> _Given exercise_
State how many lines in the entries below contain "styles". Write nothing but the number.

> _Supplied material_

---------------

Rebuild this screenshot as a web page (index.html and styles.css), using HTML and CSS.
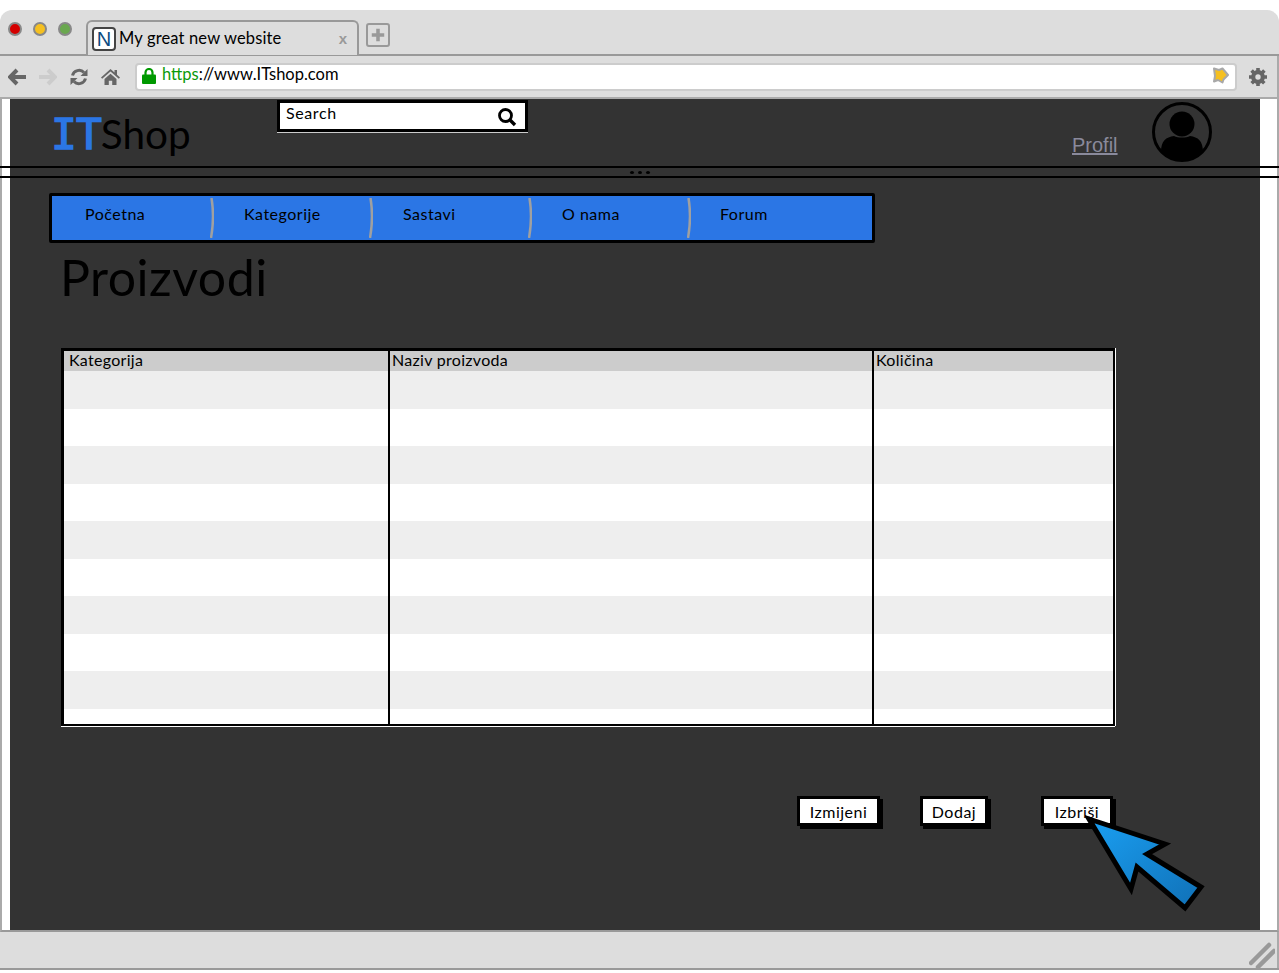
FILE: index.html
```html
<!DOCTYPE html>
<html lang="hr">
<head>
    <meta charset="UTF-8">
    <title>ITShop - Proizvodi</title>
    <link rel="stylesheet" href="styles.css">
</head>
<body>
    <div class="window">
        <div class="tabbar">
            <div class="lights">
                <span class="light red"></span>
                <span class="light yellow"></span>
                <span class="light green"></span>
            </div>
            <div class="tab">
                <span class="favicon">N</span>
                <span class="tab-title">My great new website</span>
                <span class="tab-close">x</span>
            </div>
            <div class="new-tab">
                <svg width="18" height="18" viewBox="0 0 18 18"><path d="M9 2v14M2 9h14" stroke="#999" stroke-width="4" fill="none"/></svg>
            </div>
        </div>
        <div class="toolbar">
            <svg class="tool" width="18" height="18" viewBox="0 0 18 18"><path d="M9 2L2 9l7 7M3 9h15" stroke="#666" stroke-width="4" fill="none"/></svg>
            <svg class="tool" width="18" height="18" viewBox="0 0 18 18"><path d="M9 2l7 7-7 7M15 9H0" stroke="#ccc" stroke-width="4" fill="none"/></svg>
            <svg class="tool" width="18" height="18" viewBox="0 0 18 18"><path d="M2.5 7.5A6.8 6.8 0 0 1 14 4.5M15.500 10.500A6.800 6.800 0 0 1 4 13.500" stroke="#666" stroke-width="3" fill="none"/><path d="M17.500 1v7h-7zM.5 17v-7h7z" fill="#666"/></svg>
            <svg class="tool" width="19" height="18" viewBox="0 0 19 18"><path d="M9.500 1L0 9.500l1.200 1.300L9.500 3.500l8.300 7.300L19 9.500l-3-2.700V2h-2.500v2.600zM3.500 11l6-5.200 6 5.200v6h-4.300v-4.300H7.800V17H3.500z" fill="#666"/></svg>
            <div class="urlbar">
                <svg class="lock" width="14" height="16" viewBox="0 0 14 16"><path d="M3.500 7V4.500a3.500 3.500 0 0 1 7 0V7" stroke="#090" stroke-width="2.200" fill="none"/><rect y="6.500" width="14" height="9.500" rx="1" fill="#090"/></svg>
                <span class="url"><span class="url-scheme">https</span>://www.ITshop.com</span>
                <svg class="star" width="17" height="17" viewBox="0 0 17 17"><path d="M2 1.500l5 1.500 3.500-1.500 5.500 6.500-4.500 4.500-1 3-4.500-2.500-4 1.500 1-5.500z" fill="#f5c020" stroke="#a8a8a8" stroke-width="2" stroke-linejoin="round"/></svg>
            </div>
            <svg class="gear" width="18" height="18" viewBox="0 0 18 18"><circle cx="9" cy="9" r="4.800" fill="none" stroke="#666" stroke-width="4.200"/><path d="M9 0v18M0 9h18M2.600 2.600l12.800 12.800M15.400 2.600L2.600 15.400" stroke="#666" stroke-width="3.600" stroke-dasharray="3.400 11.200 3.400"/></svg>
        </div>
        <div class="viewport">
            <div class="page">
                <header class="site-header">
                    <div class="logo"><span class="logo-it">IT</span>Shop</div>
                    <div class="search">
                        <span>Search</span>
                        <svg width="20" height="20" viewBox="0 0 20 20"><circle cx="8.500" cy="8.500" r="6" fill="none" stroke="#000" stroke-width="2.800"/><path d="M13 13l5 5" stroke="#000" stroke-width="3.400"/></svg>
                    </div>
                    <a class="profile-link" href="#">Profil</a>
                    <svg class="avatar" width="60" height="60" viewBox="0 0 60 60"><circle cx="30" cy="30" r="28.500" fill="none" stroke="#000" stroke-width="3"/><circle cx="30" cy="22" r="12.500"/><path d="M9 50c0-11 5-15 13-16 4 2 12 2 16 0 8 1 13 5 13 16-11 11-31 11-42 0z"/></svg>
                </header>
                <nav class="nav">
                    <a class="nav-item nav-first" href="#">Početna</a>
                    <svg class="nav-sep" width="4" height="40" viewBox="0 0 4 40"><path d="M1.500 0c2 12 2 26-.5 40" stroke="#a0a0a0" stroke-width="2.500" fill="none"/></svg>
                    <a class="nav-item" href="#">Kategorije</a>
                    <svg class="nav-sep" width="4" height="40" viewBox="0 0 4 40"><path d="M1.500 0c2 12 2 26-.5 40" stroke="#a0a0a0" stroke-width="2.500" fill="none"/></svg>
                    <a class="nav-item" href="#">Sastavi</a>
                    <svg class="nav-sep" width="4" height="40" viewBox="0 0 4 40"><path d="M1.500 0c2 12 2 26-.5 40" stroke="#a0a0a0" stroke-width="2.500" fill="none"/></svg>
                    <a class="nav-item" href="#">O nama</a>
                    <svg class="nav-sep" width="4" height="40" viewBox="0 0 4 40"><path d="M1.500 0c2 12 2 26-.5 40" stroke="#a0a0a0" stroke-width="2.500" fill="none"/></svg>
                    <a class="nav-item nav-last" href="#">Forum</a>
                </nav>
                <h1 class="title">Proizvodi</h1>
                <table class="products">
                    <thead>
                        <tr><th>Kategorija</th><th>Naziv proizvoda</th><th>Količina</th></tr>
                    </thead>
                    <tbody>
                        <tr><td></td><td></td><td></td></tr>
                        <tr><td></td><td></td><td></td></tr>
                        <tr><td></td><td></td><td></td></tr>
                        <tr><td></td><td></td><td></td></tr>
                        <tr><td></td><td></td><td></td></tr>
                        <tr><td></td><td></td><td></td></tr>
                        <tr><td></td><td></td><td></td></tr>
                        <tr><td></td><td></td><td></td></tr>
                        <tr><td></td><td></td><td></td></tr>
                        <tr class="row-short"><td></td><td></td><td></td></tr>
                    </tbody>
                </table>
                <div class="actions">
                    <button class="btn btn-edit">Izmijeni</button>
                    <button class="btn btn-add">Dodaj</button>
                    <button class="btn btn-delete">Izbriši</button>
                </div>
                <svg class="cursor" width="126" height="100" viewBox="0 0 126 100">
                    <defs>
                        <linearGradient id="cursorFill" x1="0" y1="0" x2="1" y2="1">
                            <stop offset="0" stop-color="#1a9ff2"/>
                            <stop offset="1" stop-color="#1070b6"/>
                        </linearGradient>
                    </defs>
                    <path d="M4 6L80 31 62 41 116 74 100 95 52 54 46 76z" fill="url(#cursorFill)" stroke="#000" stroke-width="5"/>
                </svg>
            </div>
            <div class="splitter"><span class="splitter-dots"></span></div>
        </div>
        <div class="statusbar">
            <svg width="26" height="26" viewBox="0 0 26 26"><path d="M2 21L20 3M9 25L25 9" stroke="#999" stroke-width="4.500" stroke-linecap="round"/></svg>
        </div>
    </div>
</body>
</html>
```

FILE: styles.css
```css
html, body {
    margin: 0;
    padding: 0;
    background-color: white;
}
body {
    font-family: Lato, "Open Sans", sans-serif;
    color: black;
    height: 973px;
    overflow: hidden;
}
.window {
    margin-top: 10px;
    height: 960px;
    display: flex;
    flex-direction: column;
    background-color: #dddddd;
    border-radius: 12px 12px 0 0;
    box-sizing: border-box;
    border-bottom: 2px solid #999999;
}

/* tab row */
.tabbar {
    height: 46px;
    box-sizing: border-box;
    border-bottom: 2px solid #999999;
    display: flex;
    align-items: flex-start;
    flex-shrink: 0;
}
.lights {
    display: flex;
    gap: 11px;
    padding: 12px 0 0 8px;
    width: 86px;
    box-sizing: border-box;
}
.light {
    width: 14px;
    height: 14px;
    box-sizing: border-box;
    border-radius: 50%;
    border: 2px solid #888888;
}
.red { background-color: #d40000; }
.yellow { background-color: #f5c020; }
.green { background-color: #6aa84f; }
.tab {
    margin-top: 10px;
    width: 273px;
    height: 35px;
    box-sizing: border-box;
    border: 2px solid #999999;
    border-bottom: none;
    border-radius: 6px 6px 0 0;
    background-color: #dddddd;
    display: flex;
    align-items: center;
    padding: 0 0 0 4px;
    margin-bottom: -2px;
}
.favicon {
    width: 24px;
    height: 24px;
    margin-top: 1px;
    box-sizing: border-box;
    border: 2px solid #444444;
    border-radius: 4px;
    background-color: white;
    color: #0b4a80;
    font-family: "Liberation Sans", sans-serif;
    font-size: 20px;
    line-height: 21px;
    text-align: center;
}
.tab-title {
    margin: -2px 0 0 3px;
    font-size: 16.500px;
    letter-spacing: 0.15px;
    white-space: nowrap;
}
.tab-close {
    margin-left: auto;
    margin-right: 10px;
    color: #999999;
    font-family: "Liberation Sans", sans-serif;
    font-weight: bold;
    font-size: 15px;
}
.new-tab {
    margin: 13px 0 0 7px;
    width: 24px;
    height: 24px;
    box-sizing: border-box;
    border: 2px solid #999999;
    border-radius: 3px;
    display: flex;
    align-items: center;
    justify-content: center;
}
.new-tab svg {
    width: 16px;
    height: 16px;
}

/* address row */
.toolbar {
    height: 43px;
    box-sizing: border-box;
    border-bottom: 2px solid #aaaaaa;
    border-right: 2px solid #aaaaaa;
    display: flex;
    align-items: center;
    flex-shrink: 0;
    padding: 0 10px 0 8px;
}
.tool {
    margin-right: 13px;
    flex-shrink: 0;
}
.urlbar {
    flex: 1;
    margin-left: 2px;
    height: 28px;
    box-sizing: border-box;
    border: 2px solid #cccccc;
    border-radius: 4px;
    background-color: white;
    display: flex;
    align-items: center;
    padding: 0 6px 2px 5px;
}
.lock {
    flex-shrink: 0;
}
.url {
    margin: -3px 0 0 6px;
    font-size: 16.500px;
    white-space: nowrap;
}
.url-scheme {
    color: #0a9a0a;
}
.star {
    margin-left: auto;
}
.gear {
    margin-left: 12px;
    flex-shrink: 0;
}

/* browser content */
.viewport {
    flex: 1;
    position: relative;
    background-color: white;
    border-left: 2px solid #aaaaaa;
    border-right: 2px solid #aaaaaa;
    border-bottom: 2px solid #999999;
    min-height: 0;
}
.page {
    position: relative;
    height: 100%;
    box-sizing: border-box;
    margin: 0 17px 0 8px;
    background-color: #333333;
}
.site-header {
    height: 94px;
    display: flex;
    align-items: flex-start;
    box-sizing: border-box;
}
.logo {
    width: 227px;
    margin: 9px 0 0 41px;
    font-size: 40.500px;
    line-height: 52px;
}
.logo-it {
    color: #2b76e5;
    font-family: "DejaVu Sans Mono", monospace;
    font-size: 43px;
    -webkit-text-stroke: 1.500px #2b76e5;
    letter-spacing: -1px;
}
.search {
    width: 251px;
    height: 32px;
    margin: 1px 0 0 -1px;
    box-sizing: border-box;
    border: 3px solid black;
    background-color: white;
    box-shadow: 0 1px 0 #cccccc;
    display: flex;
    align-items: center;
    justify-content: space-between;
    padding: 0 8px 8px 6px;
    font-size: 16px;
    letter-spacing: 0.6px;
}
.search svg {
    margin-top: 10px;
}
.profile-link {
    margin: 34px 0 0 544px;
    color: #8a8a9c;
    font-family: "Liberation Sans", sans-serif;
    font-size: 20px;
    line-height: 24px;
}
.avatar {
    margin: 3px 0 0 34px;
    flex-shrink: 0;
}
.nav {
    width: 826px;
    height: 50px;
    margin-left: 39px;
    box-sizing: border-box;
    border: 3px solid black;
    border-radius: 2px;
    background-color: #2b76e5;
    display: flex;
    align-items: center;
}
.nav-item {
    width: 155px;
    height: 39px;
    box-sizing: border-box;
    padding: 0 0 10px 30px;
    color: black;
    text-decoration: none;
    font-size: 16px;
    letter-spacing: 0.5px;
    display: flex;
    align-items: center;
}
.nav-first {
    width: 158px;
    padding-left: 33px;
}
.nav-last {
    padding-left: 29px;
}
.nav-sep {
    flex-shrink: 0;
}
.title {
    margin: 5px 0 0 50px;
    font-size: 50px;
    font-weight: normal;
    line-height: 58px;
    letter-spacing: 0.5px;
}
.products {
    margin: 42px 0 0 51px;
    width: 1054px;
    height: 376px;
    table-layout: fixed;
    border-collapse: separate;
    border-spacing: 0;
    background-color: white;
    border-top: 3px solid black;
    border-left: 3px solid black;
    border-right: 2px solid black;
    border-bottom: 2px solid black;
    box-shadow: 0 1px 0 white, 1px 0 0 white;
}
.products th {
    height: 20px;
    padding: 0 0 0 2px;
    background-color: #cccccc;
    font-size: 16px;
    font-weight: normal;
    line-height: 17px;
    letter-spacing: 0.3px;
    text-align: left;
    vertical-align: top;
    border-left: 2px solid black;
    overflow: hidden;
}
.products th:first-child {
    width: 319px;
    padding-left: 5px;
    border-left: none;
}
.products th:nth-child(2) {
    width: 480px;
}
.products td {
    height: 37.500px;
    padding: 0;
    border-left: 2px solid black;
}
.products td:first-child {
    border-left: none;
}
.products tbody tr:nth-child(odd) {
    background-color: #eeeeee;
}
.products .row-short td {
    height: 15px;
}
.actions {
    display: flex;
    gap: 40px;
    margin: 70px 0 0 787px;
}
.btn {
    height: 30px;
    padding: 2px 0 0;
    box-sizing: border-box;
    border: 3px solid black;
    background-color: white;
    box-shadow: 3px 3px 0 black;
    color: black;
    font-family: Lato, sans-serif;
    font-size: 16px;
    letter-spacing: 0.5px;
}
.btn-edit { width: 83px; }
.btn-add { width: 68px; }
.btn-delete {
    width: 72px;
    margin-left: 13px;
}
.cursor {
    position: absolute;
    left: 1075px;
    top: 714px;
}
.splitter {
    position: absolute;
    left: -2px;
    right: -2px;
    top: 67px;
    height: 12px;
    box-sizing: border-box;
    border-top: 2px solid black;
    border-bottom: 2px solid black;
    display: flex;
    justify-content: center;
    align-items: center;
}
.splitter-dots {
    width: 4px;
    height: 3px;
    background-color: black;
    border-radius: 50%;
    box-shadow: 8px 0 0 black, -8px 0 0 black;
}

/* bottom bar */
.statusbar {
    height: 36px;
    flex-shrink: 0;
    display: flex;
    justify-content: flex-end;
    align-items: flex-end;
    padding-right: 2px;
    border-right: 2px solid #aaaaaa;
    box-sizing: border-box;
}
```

---------------

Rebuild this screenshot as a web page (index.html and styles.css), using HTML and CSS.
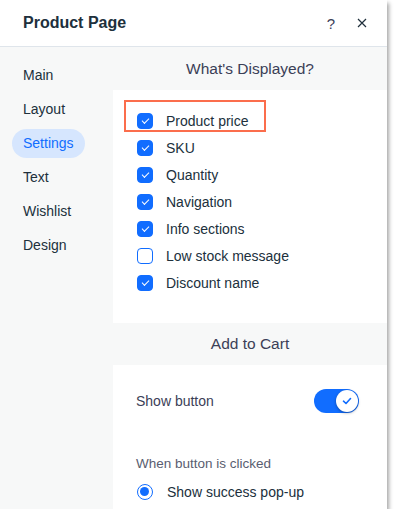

---------------

> _Worked answer_
4